Wiki Upgrade and New Page on Stellar Evolution and Atmosphere Models

by Jessica Lu on April 1, 2011

Wiki Upgrade

Shows a main-sequence isochrone and several evolutionary tracks for stars of a specific mass. Click on image to see references at Wikipedia.

Some of you may have noticed that the wiki appearance has changed. This is because we have upgraded the wiki to the latest and greatest version of TikiWiki (6.2). Some of the functionality, especially wiki editing, should be greatly improved. We are still in the process of importing all of our stylistic customizations so the look and feel will improve with time.

We are also aware that the site has been generally slow and sometimes the wiki is inaccessible.

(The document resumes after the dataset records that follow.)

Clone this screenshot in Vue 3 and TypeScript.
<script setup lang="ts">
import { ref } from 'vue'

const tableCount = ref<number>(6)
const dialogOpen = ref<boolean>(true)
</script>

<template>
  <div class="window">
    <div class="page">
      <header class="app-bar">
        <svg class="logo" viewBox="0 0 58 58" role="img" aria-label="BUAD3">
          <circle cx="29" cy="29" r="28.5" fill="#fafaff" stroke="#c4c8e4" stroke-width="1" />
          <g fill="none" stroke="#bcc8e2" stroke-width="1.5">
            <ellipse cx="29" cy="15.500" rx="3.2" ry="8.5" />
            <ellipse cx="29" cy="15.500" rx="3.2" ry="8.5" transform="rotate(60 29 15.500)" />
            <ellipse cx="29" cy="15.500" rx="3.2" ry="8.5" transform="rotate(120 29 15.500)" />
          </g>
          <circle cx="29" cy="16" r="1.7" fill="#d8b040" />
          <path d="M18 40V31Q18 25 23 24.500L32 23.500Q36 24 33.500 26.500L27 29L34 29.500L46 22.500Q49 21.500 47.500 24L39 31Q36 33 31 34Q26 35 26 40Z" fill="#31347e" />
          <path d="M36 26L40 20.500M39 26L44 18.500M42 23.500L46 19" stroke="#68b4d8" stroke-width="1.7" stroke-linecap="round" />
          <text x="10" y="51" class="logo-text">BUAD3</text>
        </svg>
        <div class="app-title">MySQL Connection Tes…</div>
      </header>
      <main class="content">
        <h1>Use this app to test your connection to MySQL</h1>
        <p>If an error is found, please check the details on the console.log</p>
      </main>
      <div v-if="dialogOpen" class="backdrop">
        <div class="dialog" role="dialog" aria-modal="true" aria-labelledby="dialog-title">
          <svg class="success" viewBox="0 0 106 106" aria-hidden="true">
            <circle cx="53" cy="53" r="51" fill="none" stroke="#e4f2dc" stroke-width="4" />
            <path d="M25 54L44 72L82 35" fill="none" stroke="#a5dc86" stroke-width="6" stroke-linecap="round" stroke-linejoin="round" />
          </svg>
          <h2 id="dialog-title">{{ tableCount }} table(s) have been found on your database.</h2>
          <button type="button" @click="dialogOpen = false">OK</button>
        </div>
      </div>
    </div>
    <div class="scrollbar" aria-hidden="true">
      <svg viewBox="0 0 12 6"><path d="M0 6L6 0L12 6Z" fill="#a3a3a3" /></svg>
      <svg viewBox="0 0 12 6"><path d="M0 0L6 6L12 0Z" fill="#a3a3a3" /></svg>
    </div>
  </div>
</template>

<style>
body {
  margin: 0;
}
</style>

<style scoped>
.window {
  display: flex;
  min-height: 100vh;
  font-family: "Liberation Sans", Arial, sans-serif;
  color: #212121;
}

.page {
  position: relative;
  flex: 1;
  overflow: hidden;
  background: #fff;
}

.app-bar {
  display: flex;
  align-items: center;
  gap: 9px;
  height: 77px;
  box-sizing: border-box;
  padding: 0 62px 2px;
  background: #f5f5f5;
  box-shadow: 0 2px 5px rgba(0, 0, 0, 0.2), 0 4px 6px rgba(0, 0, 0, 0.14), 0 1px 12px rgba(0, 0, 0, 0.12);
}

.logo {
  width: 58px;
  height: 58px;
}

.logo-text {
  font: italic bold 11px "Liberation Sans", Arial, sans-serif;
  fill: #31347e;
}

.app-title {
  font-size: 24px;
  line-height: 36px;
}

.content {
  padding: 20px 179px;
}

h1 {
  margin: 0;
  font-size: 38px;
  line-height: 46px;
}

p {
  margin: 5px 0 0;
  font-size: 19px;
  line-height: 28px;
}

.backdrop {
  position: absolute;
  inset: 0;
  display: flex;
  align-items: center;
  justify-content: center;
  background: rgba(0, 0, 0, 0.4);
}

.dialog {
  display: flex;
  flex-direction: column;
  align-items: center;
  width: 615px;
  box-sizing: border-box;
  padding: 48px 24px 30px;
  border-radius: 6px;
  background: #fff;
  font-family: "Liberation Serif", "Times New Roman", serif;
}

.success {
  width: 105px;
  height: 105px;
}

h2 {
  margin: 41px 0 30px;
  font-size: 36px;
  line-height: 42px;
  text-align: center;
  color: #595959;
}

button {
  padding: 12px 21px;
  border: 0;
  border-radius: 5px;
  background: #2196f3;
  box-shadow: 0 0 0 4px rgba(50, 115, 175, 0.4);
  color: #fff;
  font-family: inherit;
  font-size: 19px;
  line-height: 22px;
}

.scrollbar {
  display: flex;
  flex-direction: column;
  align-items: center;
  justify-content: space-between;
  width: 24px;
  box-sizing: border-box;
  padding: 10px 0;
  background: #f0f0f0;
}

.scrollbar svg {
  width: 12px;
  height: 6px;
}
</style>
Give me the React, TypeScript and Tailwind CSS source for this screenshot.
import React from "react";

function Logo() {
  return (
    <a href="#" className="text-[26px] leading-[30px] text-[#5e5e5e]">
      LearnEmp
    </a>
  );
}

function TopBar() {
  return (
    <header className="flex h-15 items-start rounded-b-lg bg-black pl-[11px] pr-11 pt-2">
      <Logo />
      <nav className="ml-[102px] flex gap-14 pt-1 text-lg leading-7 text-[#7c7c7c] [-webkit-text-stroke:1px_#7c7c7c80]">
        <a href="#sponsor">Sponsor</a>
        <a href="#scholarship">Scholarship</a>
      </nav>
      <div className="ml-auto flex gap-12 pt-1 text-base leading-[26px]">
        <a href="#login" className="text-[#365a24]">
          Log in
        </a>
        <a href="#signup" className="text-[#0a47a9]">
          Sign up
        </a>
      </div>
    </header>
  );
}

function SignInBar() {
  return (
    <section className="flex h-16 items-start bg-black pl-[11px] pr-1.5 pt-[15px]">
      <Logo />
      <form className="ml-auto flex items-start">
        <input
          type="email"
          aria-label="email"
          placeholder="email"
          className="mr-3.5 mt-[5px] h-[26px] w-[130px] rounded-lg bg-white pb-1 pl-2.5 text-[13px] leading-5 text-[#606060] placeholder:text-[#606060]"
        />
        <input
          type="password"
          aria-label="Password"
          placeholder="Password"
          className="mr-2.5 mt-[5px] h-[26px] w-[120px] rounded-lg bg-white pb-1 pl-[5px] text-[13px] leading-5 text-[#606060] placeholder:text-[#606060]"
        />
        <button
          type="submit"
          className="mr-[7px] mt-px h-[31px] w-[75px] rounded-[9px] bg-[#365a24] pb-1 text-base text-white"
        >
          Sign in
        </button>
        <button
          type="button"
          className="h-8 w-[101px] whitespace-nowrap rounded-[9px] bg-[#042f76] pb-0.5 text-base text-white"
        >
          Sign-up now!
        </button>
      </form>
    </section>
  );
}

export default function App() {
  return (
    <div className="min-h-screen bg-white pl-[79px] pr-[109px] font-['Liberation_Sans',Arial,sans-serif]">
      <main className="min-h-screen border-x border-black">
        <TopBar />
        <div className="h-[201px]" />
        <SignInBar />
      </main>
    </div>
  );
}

Our hosting service is throttling our performance due to excess CPU usage. We are still in the process of tracking down why this is happening.

New Wiki Page on Stellar Evolution and Atmosphere Models

In the meantime, I have put together a collection of links and papers useful for modeling stars or stellar populations on a new Data Modeling page. It is thorough, but not yet complete, so please add your favorite evolution and atmosphere models and codes. Listing and linking to these models is the easy part. A more difficult proposition is deciding when to use different sets of models (mass range, age range, metallicity range, etc.). Unfortunately, there doesn’t seem to be one code for stellar evolution or atmospheres that is applicable over an entire mass range of stars (0.08 Msun – 150 Msun) even at a fixed age (I work with young populations). What are your favorite models and when do you use them? Are there libraries of synthetic spectra for atmospheres that I am missing (especially extending beyond the optical wavelengths)?

{ 7 comments… read them below or add one }

1 Yannick Copin April 4, 2011 at 3:38 am

BTW, does anyone know a good program to plot HR diagrams for educational purposes? (python preferred)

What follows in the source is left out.